I just wanted to know as I been doing this for 4 yrs with the same car. I drive part time so I can have extra cash for my kids activities Or unexpected bills that come up. Thanks for the info.


----------



## UberTaxPro (Oct 3, 2014)

RideWithBerber said:


> My car got totalled can I report it in my 2019 taxes as a loss as I haven't been able to drive on my days off due to no car. Accident happened when I wasn't driving for uber.


Whether or not you've got a tax write off really depends on other factors that you haven't mentioned.
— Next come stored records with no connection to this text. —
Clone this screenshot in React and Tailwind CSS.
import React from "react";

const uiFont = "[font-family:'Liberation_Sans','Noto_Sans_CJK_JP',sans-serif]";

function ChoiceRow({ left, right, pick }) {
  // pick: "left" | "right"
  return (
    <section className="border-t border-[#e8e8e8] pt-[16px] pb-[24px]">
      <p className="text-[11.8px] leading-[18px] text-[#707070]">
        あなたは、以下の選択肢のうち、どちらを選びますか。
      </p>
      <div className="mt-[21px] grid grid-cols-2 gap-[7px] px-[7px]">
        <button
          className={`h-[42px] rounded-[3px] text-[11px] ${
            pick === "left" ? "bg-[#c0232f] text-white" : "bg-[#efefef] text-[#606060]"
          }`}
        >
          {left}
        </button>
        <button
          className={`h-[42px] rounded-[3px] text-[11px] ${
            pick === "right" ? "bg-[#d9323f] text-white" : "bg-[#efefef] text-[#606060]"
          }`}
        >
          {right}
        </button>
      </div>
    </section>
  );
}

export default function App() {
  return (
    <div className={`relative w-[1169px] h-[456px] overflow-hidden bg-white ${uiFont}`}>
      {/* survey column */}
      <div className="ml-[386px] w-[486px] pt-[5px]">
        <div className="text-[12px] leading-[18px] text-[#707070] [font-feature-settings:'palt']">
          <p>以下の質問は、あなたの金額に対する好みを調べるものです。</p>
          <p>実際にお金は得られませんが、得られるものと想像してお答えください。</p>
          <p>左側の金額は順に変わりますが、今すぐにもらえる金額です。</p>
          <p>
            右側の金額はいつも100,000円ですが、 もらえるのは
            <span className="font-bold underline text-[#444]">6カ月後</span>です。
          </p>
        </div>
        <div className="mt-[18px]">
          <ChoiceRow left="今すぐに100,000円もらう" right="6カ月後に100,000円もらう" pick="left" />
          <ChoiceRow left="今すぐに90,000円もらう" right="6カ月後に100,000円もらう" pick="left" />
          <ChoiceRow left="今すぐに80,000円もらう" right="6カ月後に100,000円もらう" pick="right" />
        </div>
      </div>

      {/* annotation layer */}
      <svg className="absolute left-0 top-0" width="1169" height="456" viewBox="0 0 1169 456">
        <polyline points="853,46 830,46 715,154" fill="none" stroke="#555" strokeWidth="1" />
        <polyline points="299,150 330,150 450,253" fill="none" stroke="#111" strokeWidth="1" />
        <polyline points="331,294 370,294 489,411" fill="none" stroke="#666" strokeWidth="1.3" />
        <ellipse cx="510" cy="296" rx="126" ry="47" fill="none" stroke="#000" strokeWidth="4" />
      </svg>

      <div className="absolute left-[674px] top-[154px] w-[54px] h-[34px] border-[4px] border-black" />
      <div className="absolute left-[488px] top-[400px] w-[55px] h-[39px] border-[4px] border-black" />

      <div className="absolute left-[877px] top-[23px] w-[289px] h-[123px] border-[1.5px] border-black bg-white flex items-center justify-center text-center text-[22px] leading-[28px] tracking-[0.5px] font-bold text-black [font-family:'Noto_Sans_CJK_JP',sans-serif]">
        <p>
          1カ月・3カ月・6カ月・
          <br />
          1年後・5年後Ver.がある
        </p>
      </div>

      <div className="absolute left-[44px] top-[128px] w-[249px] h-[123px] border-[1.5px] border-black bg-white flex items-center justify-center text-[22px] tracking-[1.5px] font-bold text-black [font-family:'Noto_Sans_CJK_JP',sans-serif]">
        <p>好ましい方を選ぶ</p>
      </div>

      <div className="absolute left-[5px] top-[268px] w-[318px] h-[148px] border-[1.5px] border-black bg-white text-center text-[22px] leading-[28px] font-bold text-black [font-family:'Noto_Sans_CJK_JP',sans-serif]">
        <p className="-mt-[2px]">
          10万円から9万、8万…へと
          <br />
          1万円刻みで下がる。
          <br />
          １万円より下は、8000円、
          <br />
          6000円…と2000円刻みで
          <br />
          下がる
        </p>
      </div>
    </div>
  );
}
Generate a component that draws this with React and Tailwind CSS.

However, IF the accident wasn't your fault and IF you have good records of your net income you might be able to claim "loss of income" or 'loss of compensation" from the at fault insurance company. You might want to consult an attorney...I'm not an attorney. I did succeed in filing loss of income claims for my company while in the taxi business but every State has different rules and every accident is different.

https://www.nolo.com/legal-encyclopedia/car-accident-claims-and-lost-wages.html


----------



## LADryver (Jun 6, 2017)

RideWithBerber said:


> My car got totalled can I report it in my 2019 taxes as a loss as I haven't been able to drive on my days off due to no car. Accident happened when I wasn't driving for uber.
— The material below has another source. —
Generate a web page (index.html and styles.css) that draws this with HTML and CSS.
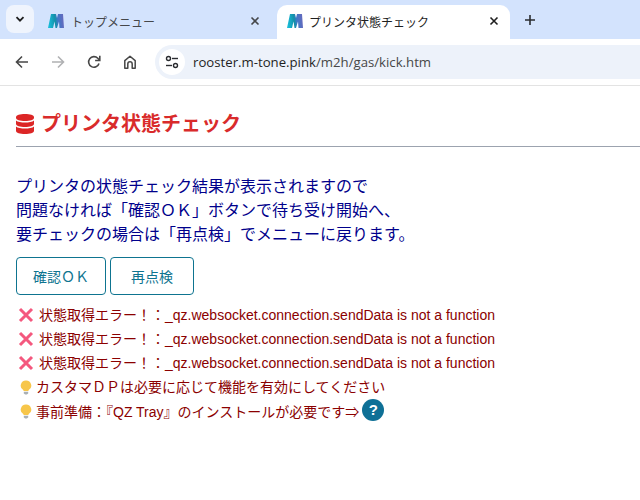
FILE: index.html
```html
<!DOCTYPE html>
<html lang="ja">
<head>
<meta charset="utf-8">
<title>プリンタ状態チェック</title>
<link rel="stylesheet" href="styles.css">
</head>
<body>
<header class="browser">
  <div class="tabstrip">
    <div class="tabsearch"><svg width="12" height="12" viewBox="0 0 12 12"><path d="M2.500 4.200 6 7.700 9.500 4.200" fill="none" stroke="#1f1f1f" stroke-width="1.800"/></svg></div>
    <div class="tab">
      <svg class="favicon" width="16" height="16" viewBox="0 0 16 16"><use href="#mlogo"/></svg>
      <span class="tabtitle muted">トップメニュー</span>
      <svg class="close" width="10" height="10" viewBox="0 0 10 10"><path d="M1.500 1.500 8.500 8.500M8.500 1.500 1.500 8.500" stroke="#45474a" stroke-width="1.600"/></svg>
    </div>
    <div class="tab active">
      <svg class="favicon" width="16" height="16" viewBox="0 0 16 16">
        <defs>
          <linearGradient id="mg" x1="0" x2="1" y1=".2" y2=".1"><stop offset="0" stop-color="#18bcd8"/><stop offset=".42" stop-color="#1490a8"/><stop offset=".58" stop-color="#3f78c8"/><stop offset="1" stop-color="#6c68bc"/></linearGradient>
          <path id="mlogo" d="M3 1H8L9 5 10 1H15L16 15H11.500L11 8.500 9 15H7.500L6.500 8.500 5 15H0Z" fill="url(#mg)"/>
        </defs>
        <use href="#mlogo"/>
      </svg>
      <span class="tabtitle">プリンタ状態チェック</span>
      <svg class="close" width="10" height="10" viewBox="0 0 10 10"><path d="M1.500 1.500 8.500 8.500M8.500 1.500 1.500 8.500" stroke="#1f1f1f" stroke-width="1.600"/></svg>
    </div>
    <svg class="newtab" width="12" height="12" viewBox="0 0 12 12"><path d="M6 1V11M1 6H11" stroke="#2a2c30" stroke-width="1.600"/></svg>
  </div>
  <div class="toolbar">
    <svg class="navicon" width="16" height="16" viewBox="0 0 16 16"><path d="M14 8H3M8 2.500 2.500 8 8 13.500" fill="none" stroke="#474747" stroke-width="1.600"/></svg>
    <svg class="navicon" width="16" height="16" viewBox="0 0 16 16"><path d="M2 8H13M8 2.500 13.500 8 8 13.500" fill="none" stroke="#b0b1b3" stroke-width="1.600"/></svg>
    <svg class="navicon" width="16" height="16" viewBox="0 0 16 16"><path d="M13 9.500A5.300 5.300 0 1 1 11.800 4.300L13.300 6" fill="none" stroke="#474747" stroke-width="1.600"/><path d="M13.800 1.800V6.500H9.100" fill="none" stroke="#474747" stroke-width="1.600"/></svg>
    <svg class="navicon" width="16" height="16" viewBox="0 0 16 16"><path d="M2.800 14.200V6.600L8 2.200 13.200 6.600V14.200H10.200V10A2.200 2.200 0 0 0 5.800 10V14.200Z" fill="none" stroke="#474747" stroke-width="1.500" stroke-linejoin="round"/></svg>
    <div class="omnibox">
      <div class="siteinfo"><svg width="16" height="16" viewBox="0 0 16 16"><g fill="none" stroke="#2a2c30" stroke-width="1.400"><circle cx="4.500" cy="4.500" r="2"/><path d="M8 4.500H14"/><circle cx="11.500" cy="11.500" r="2"/><path d="M2 11.500H8"/></g></svg></div>
      <span class="url">rooster.m-tone.pink<span class="urlpath">/m2h/gas/kick.htm</span></span>
    </div>
  </div>
</header>
<main class="page">
  <h1 class="title">
    <svg class="dbicon" width="18" height="20" viewBox="0 0 18 20"><g fill="#dc2626"><path d="M9 0C4 0 0 1.300 0 3V4C0 5.700 4 7 9 7S18 5.700 18 4V3C18 1.300 14 0 9 0Z"/><path d="M0 6.500V10C0 11.700 4 13 9 13S18 11.700 18 10V6.500C16.500 7.900 12.500 8.500 9 8.500S1.500 7.900 0 6.500Z"/><path d="M0 12.500V17C0 18.700 4 20 9 20S18 18.700 18 17V12.500C16.500 13.900 12.500 14.500 9 14.500S1.500 13.900 0 12.500Z"/></g></svg>
    <span>プリンタ状態チェック</span>
  </h1>
  <p class="lead">プリンタの状態チェック結果が表示されますので<br>問題なければ「確認ＯＫ」ボタンで待ち受け開始へ、<br>要チェックの場合は「再点検」でメニューに戻ります。</p>
  <div class="actions">
    <button class="btn">確認ＯＫ</button>
    <button class="btn btn-wide">再点検</button>
  </div>
  <ul class="log">
    <li><svg class="x" width="16" height="16" viewBox="0 0 16 16"><path d="M2 2 14 14M14 2 2 14" stroke="#f4587e" stroke-width="3"/></svg>状態取得エラー！：_qz.websocket.connection.sendData is not a function</li>
    <li><svg class="x" width="16" height="16" viewBox="0 0 16 16"><path d="M2 2 14 14M14 2 2 14" stroke="#f4587e" stroke-width="3"/></svg>状態取得エラー！：_qz.websocket.connection.sendData is not a function</li>
    <li><svg class="x" width="16" height="16" viewBox="0 0 16 16"><path d="M2 2 14 14M14 2 2 14" stroke="#f4587e" stroke-width="3"/></svg>状態取得エラー！：_qz.websocket.connection.sendData is not a function</li>
    <li><svg class="bulb" width="12" height="15" viewBox="0 0 12 15"><path d="M6 .5A5.200 5.200 0 0 0 3.500 10.300V11H8.500V10.300A5.200 5.200 0 0 0 6 .5Z" fill="#f7c64a"/><path d="M3.800 11.800H8.200V13.500L6.800 14.500H5.200L3.800 13.500Z" fill="#a9b0b5"/></svg>カスタマＤＰは必要に応じて機能を有効にしてください</li>
    <li><svg class="bulb" width="12" height="15" viewBox="0 0 12 15"><path d="M6 .5A5.200 5.200 0 0 0 3.500 10.300V11H8.500V10.300A5.200 5.200 0 0 0 6 .5Z" fill="#f7c64a"/><path d="M3.800 11.800H8.200V13.500L6.800 14.500H5.200L3.800 13.500Z" fill="#a9b0b5"/></svg>事前準備：『QZ Tray』のインストールが必要です⇒<span class="help">?</span></li>
  </ul>
</main>
</body>
</html>
```
FILE: styles.css
```css
* { box-sizing: border-box; }
html, body { margin: 0; padding: 0; }
body {
  width: 640px;
  height: 500px;
  overflow: hidden;
  background: #fff;
  font-family: "Liberation Sans", "Noto Sans CJK JP", sans-serif;
}
.browser { display: flex; flex-direction: column; }
.tabstrip {
  height: 39px;
  background: #d3e3fd;
  display: flex;
  align-items: flex-end;
  padding-left: 6px;
}
.tabsearch {
  width: 28px;
  height: 28px;
  margin-bottom: 6px;
  border-radius: 8px;
  background: #eff4fd;
  display: flex;
  align-items: center;
  justify-content: center;
}
.tab {
  height: 34px;
  width: 243px;
  display: flex;
  align-items: center;
  padding: 0 15px 2px 14px;
  font-size: 12px;
  color: #1f1f1f;
}
.tab.active {
  width: 233px;
  padding: 0 9px 2px 10px;
  background: #fff;
  border-radius: 10px 10px 0 0;
}
.favicon { flex: none; margin-right: 7px; }
.active .favicon { margin-right: 6px; }
.tabtitle { flex: 1; white-space: nowrap; overflow: hidden; }
.tabtitle.muted { color: #45474a; }
.close { flex: none; margin-right: 2px; }
.newtab { align-self: center; margin-left: 14px; }
.toolbar {
  height: 47px;
  background: #fff;
  border-bottom: 1px solid #e3e3e3;
  display: flex;
  align-items: center;
  padding-left: 14px;
}
.navicon { flex: none; margin-right: 20px; }
.omnibox {
  flex: 1;
  height: 34px;
  margin-left: -3px;
  background: #edf2fa;
  border-radius: 17px 0 0 17px;
  display: flex;
  align-items: center;
  padding-left: 4px;
  font-family: "Open Sans", sans-serif;
  font-size: 13.2px;
}
.siteinfo {
  width: 26px;
  height: 26px;
  border-radius: 50%;
  background: #fff;
  display: flex;
  align-items: center;
  justify-content: center;
  margin-right: 8px;
}
.url { color: #1f1f1f; }
.urlpath { color: #474747; }
.page { padding: 26px 0 0 16px; }
.title {
  margin: 0;
  height: 35px;
  border-bottom: 1px solid #9ca3af;
  display: flex;
  align-items: flex-start;
  gap: 7px;
  font-size: 20px;
  line-height: 24px;
  font-weight: 700;
  color: #d92b2b;
}
.dbicon { margin-top: 2px; }
.lead {
  margin: 28px 0 0;
  font-size: 16px;
  line-height: 24px;
  color: #00008b;
}
.actions { display: flex; gap: 4px; margin-top: 10px; }
.btn {
  height: 38px;
  padding: 0 16px;
  background: #fff;
  border: 1px solid #0e7490;
  border-radius: 4px;
  color: #0e7490;
  font: inherit;
  font-size: 14px;
}
.btn-wide { padding: 0 20px; }
.log {
  list-style: none;
  margin: 8px 0 0;
  padding: 0;
  font-size: 14px;
  line-height: 24px;
  color: #8b0000;
}
.log li { display: flex; align-items: center; white-space: nowrap; }
.x { margin: 0 5px 0 2px; flex: none; }
.bulb { margin: 0 4px 0 4px; flex: none; }
.help {
  width: 22px;
  height: 22px;
  margin: 0 0 3px 3px;
  border-radius: 50%;
  background: #0e7096;
  color: #fff;
  font-size: 15px;
  font-weight: 700;
  line-height: 22px;
  text-align: center;
}
```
If you have your car as a business expense on prior years tax returns you can use the same percentage and apply it to your 2019 tax return, because business equipment on loss (involuntary conversion) is a qualifying loss but is subject to calculations based on something called "Basis" which I recommend a tax professional you meet face-to-face with, in order to handle. The tax preparer will need the original bill of sale for the car, and copies of all the tax returns on which the vehicle appeared. The loss has nothing to do with you being able to drive anything else or replacement of the vehicle. You also need to have the current valuation of the car, and all pertinent papers concerning its demise. I favor the offices of Jackson Hewitt because they have year round offices and a quality control system. Find one of their full time offices and speak to them.


----------



## peteyvavs (Nov 18, 2015)

RideWithBerber said:


> My car got totalled can I report it in my 2019 taxes as a loss as I haven't been able to drive on my days off due to no car. Accident happened when I wasn't driving for uber.


Did your insurance pay you.


----------



## RideWithBerber (Nov 18, 2015)

Thanks everyone for the feedbacks. It was my fault. Insurance paid of the value of the car at the time. But my gap insurance didn't pay cuz I refinanced. But I lost 3 months of uber income which is not much but is something in my pocket.


----------



## LADryver (Jun 6, 2017)

RideWithBerber said:


> Thanks everyone for the feedbacks. It was my fault. Insurance paid of the value of the car at the time. But my gap insurance didn't pay cuz I refinanced. But I lost 3 months of uber income which is not much but is something in my pocket.


Next car, get your GAP from your insurance policy as an add-on. Then it wont matter about refinancing. Meanwhile, the payoff of the original financing may have included the gap premium. You might be able to get the refund effective date of payoff.


----------